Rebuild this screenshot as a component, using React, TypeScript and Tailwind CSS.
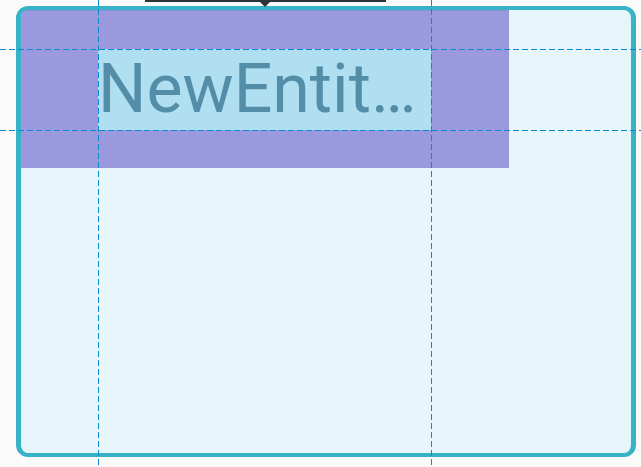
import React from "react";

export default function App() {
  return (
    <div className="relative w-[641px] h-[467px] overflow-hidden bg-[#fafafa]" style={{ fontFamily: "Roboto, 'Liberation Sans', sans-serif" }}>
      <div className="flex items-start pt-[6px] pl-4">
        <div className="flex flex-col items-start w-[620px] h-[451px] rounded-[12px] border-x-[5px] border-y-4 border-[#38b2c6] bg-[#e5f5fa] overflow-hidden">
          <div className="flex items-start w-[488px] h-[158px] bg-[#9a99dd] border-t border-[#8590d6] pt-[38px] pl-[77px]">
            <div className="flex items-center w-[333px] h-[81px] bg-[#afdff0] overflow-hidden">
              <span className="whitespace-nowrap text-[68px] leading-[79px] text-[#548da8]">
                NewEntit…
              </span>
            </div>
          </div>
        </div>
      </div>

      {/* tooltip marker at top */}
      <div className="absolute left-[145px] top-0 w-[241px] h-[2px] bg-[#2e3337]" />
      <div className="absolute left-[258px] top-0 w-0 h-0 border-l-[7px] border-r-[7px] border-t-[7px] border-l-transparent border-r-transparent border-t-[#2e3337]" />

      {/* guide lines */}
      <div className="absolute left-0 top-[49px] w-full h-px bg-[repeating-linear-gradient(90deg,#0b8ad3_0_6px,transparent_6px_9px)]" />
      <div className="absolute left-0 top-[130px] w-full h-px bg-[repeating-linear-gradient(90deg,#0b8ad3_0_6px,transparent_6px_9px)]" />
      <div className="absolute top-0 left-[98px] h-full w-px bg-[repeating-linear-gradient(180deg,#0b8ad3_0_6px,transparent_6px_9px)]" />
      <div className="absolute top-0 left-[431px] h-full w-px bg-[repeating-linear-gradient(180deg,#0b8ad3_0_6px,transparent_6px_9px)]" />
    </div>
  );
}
----------------------------------------
## Set exercise
Starting at the first line of the material, output exactly the lines up to and including the one with "import React from". Do not include the pictures.

## Output of the task
Rebuild this screenshot as a component, using React, TypeScript and Tailwind CSS.
import React from "react";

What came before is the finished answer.